**Exercise details:** Give back the full listing verbatim, apart from its images.

**Given data:**
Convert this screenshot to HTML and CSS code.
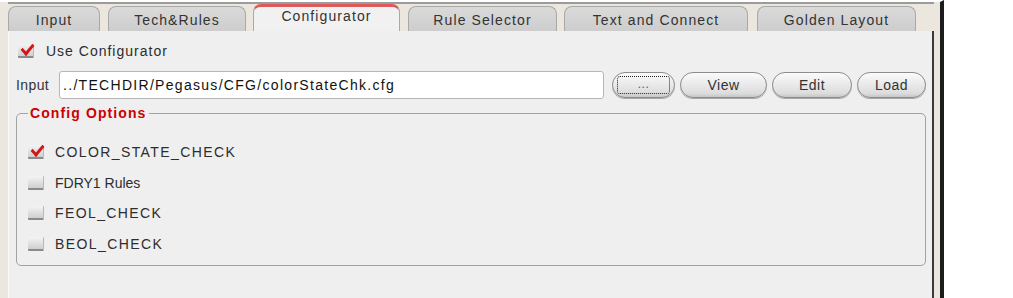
FILE: index.html
```html
<!DOCTYPE html>
<html lang="en">
<head>
    <meta charset="UTF-8">
    <title>Configurator</title>
    <link rel="stylesheet" href="styles.css">
</head>
<body>
<div class="frame">
    <div class="tabs">
        <div class="tab tab-input">Input</div>
        <div class="tab tab-tech">Tech&amp;Rules</div>
        <div class="tab tab-conf active">Configurator</div>
        <div class="tab tab-rule">Rule Selector</div>
        <div class="tab tab-text">Text and Connect</div>
        <div class="tab tab-golden">Golden Layout</div>
    </div>

    <div class="panel">
        <label class="use-row">
            <span class="check on"></span>
            <span class="use-label">Use Configurator</span>
        </label>

        <div class="input-row">
            <span class="input-label">Input</span>
            <div class="path-field">../TECHDIR/Pegasus/CFG/colorStateChk.cfg</div>
            <button class="btn btn-browse"><span class="focus">...</span></button>
            <button class="btn btn-view">View</button>
            <button class="btn btn-edit">Edit</button>
            <button class="btn btn-load">Load</button>
        </div>

        <fieldset class="options">
            <legend>Config Options</legend>
            <label class="opt"><span class="check on"></span><span class="opt-label caps">COLOR_STATE_CHECK</span></label>
            <label class="opt"><span class="check"></span><span class="opt-label">FDRY1 Rules</span></label>
            <label class="opt"><span class="check"></span><span class="opt-label caps">FEOL_CHECK</span></label>
            <label class="opt"><span class="check"></span><span class="opt-label caps">BEOL_CHECK</span></label>
        </fieldset>
    </div>
</div>
</body>
</html>
```

FILE: styles.css
```css
html, body {
    margin: 0;
    padding: 0;
    background-color: #ffffff;
    font-family: "Liberation Sans", Arial, sans-serif;
    color: #2a2a2a;
    overflow: hidden;
}

.frame {
    width: 944px;
    height: 298px;
    box-sizing: border-box;
    background-color: #ebe7df; /* бежевая рамка окна */
    border-right: 4px solid #1c1c1c;
    border-top: 2px solid #ffffff;
    padding-right: 6px;
    display: flex;
    flex-direction: column;
}

.tabs {
    height: 29px;
    display: flex;
    align-items: flex-end;
    margin-left: 8px;
    border-top: 2px solid #9c9c9c;
    box-sizing: border-box;
}

.tab {
    height: 25px;
    box-sizing: border-box;
    background: linear-gradient(#dadada, #cdcdcd);
    border: 1px solid #a9a9a9;
    border-bottom: none;
    border-radius: 8px 8px 0 0;
    font-size: 14px;
    letter-spacing: 1.1px;
    color: #333;
    display: flex;
    justify-content: center;
    align-items: center;
    padding-top: 2px;
}

.tab-input  { width: 92px; }
.tab-tech   { width: 138px; margin-left: 8px; }
.tab-conf   { width: 147px; margin-left: 7px; }
.tab-rule   { width: 149px; margin-left: 8px; }
.tab-text   { width: 184px; margin-left: 7px; }
.tab-golden { width: 159px; margin-left: 9px; }

.tab.active {
    height: 27px;
    background: #f1f1f1;
    border-top: 3px solid #de5a5a;
    align-items: flex-start;
    padding-top: 1px;
}

.panel {
    flex: 1;
    margin-left: 8px;
    background-color: #efefef;
    border-left: 1px solid #fafafa;
    border-right: 2px solid #3a3a3a;
    box-sizing: border-box;
    padding: 11px 6px 0 7px;
    display: flex;
    flex-direction: column;
}

.use-row {
    display: flex;
    align-items: center;
    height: 18px;
    padding-left: 2px;
}

.use-label {
    margin-left: 12px;
    font-size: 14px;
    letter-spacing: 1px;
    color: #2d2d2d;
}

.check {
    width: 16px;
    height: 14px;
    box-sizing: border-box;
    background: linear-gradient(#f4f4f4, #cfcfcf);
    border-bottom: 2px solid #8a8a8a;
    border-right: 1px solid #b8b8b8;
    border-radius: 1px;
    position: relative;
    flex: none;
}

.check.on::after {
    content: "";
    position: absolute;
    left: 3px;
    top: 0;
    width: 10px;
    height: 5px;
    border-left: 3px solid #d01818;
    border-bottom: 3px solid #d01818;
    transform: rotate(-50deg) skewX(-8deg);
    transform-origin: center;
}

.input-row {
    display: flex;
    align-items: center;
    margin-top: 10px;
    height: 29px;
}

.input-label {
    font-size: 14px;
    letter-spacing: 0.4px;
    width: 43px;
    color: #333;
}

.path-field {
    width: 545px;
    height: 28px;
    box-sizing: border-box;
    background-color: #ffffff;
    border: 1px solid #b6b6b6;
    border-radius: 3px;
    padding: 5px 3px 0;
    font-size: 14px;
    color: #111;
    letter-spacing: 1.3px;
}

.btn {
    height: 26px;
    box-sizing: border-box;
    border: 1px solid #8c8c8c;
    border-radius: 13px;
    background: linear-gradient(#fbfbfb, #dcdcdc 85%, #c6c6c6);
    font-family: inherit;
    font-size: 14px;
    letter-spacing: 0.5px;
    color: #333;
    padding: 0;
    margin-left: 5px;
    box-shadow: 0 1px 0 #a8a8a8;
}

.btn-browse { width: 63px; margin-left: 8px; padding: 3px 4px; }
.btn-view   { width: 87px; }
.btn-edit   { width: 80px; }
.btn-load   { width: 69px; }

.btn-browse .focus {
    display: block;
    height: 100%;
    border: 1px dotted #222;
    border-radius: 3px;
    line-height: 14px;
    font-size: 12px;
    color: #555;
    box-sizing: border-box;
}

.options {
    margin: 6px 0 0 0;
    width: 910px;
    height: 161px;
    box-sizing: border-box;
    border: 1px solid #a2a2a2;
    border-radius: 5px;
    padding: 16px 0 0 11px;
    display: flex;
    flex-direction: column;
}

.options legend {
    color: #cc0000;
    font-weight: bold;
    font-size: 14px;
    letter-spacing: 1.1px;
    padding: 0 2px;
    margin-left: 0;
}

.opt {
    display: flex;
    align-items: center;
    height: 30.5px;
}

.opt-label {
    margin-left: 11px;
    font-size: 14px;
    color: #2d2d2d;
}

.opt-label.caps {
    letter-spacing: 1.4px;
}
```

**Answer to this task:**
Convert this screenshot to HTML and CSS code.
FILE: index.html
```html
<!DOCTYPE html>
<html lang="en">
<head>
    <meta charset="UTF-8">
    <title>Configurator</title>
    <link rel="stylesheet" href="styles.css">
</head>
<body>
<div class="frame">
    <div class="tabs">
        <div class="tab tab-input">Input</div>
        <div class="tab tab-tech">Tech&amp;Rules</div>
        <div class="tab tab-conf active">Configurator</div>
        <div class="tab tab-rule">Rule Selector</div>
        <div class="tab tab-text">Text and Connect</div>
        <div class="tab tab-golden">Golden Layout</div>
    </div>

    <div class="panel">
        <label class="use-row">
            <span class="check on"></span>
            <span class="use-label">Use Configurator</span>
        </label>

        <div class="input-row">
            <span class="input-label">Input</span>
            <div class="path-field">../TECHDIR/Pegasus/CFG/colorStateChk.cfg</div>
            <button class="btn btn-browse"><span class="focus">...</span></button>
            <button class="btn btn-view">View</button>
            <button class="btn btn-edit">Edit</button>
            <button class="btn btn-load">Load</button>
        </div>

        <fieldset class="options">
            <legend>Config Options</legend>
            <label class="opt"><span class="check on"></span><span class="opt-label caps">COLOR_STATE_CHECK</span></label>
            <label class="opt"><span class="check"></span><span class="opt-label">FDRY1 Rules</span></label>
            <label class="opt"><span class="check"></span><span class="opt-label caps">FEOL_CHECK</span></label>
            <label class="opt"><span class="check"></span><span class="opt-label caps">BEOL_CHECK</span></label>
        </fieldset>
    </div>
</div>
</body>
</html>
```

FILE: styles.css
```css
html, body {
    margin: 0;
    padding: 0;
    background-color: #ffffff;
    font-family: "Liberation Sans", Arial, sans-serif;
    color: #2a2a2a;
    overflow: hidden;
}

.frame {
    width: 944px;
    height: 298px;
    box-sizing: border-box;
    background-color: #ebe7df; /* бежевая рамка окна */
    border-right: 4px solid #1c1c1c;
    border-top: 2px solid #ffffff;
    padding-right: 6px;
    display: flex;
    flex-direction: column;
}

.tabs {
    height: 29px;
    display: flex;
    align-items: flex-end;
    margin-left: 8px;
    border-top: 2px solid #9c9c9c;
    box-sizing: border-box;
}

.tab {
    height: 25px;
    box-sizing: border-box;
    background: linear-gradient(#dadada, #cdcdcd);
    border: 1px solid #a9a9a9;
    border-bottom: none;
    border-radius: 8px 8px 0 0;
    font-size: 14px;
    letter-spacing: 1.1px;
    color: #333;
    display: flex;
    justify-content: center;
    align-items: center;
    padding-top: 2px;
}

.tab-input  { width: 92px; }
.tab-tech   { width: 138px; margin-left: 8px; }
.tab-conf   { width: 147px; margin-left: 7px; }
.tab-rule   { width: 149px; margin-left: 8px; }
.tab-text   { width: 184px; margin-left: 7px; }
.tab-golden { width: 159px; margin-left: 9px; }

.tab.active {
    height: 27px;
    background: #f1f1f1;
    border-top: 3px solid #de5a5a;
    align-items: flex-start;
    padding-top: 1px;
}

.panel {
    flex: 1;
    margin-left: 8px;
    background-color: #efefef;
    border-left: 1px solid #fafafa;
    border-right: 2px solid #3a3a3a;
    box-sizing: border-box;
    padding: 11px 6px 0 7px;
    display: flex;
    flex-direction: column;
}

.use-row {
    display: flex;
    align-items: center;
    height: 18px;
    padding-left: 2px;
}

.use-label {
    margin-left: 12px;
    font-size: 14px;
    letter-spacing: 1px;
    color: #2d2d2d;
}

.check {
    width: 16px;
    height: 14px;
    box-sizing: border-box;
    background: linear-gradient(#f4f4f4, #cfcfcf);
    border-bottom: 2px solid #8a8a8a;
    border-right: 1px solid #b8b8b8;
    border-radius: 1px;
    position: relative;
    flex: none;
}

.check.on::after {
    content: "";
    position: absolute;
    left: 3px;
    top: 0;
    width: 10px;
    height: 5px;
    border-left: 3px solid #d01818;
    border-bottom: 3px solid #d01818;
    transform: rotate(-50deg) skewX(-8deg);
    transform-origin: center;
}

.input-row {
    display: flex;
    align-items: center;
    margin-top: 10px;
    height: 29px;
}

.input-label {
    font-size: 14px;
    letter-spacing: 0.4px;
    width: 43px;
    color: #333;
}

.path-field {
    width: 545px;
    height: 28px;
    box-sizing: border-box;
    background-color: #ffffff;
    border: 1px solid #b6b6b6;
    border-radius: 3px;
    padding: 5px 3px 0;
    font-size: 14px;
    color: #111;
    letter-spacing: 1.3px;
}

.btn {
    height: 26px;
    box-sizing: border-box;
    border: 1px solid #8c8c8c;
    border-radius: 13px;
    background: linear-gradient(#fbfbfb, #dcdcdc 85%, #c6c6c6);
    font-family: inherit;
    font-size: 14px;
    letter-spacing: 0.5px;
    color: #333;
    padding: 0;
    margin-left: 5px;
    box-shadow: 0 1px 0 #a8a8a8;
}

.btn-browse { width: 63px; margin-left: 8px; padding: 3px 4px; }
.btn-view   { width: 87px; }
.btn-edit   { width: 80px; }
.btn-load   { width: 69px; }

.btn-browse .focus {
    display: block;
    height: 100%;
    border: 1px dotted #222;
    border-radius: 3px;
    line-height: 14px;
    font-size: 12px;
    color: #555;
    box-sizing: border-box;
}

.options {
    margin: 6px 0 0 0;
    width: 910px;
    height: 161px;
    box-sizing: border-box;
    border: 1px solid #a2a2a2;
    border-radius: 5px;
    padding: 16px 0 0 11px;
    display: flex;
    flex-direction: column;
}

.options legend {
    color: #cc0000;
    font-weight: bold;
    font-size: 14px;
    letter-spacing: 1.1px;
    padding: 0 2px;
    margin-left: 0;
}

.opt {
    display: flex;
    align-items: center;
    height: 30.5px;
}

.opt-label {
    margin-left: 11px;
    font-size: 14px;
    color: #2d2d2d;
}

.opt-label.caps {
    letter-spacing: 1.4px;
}
```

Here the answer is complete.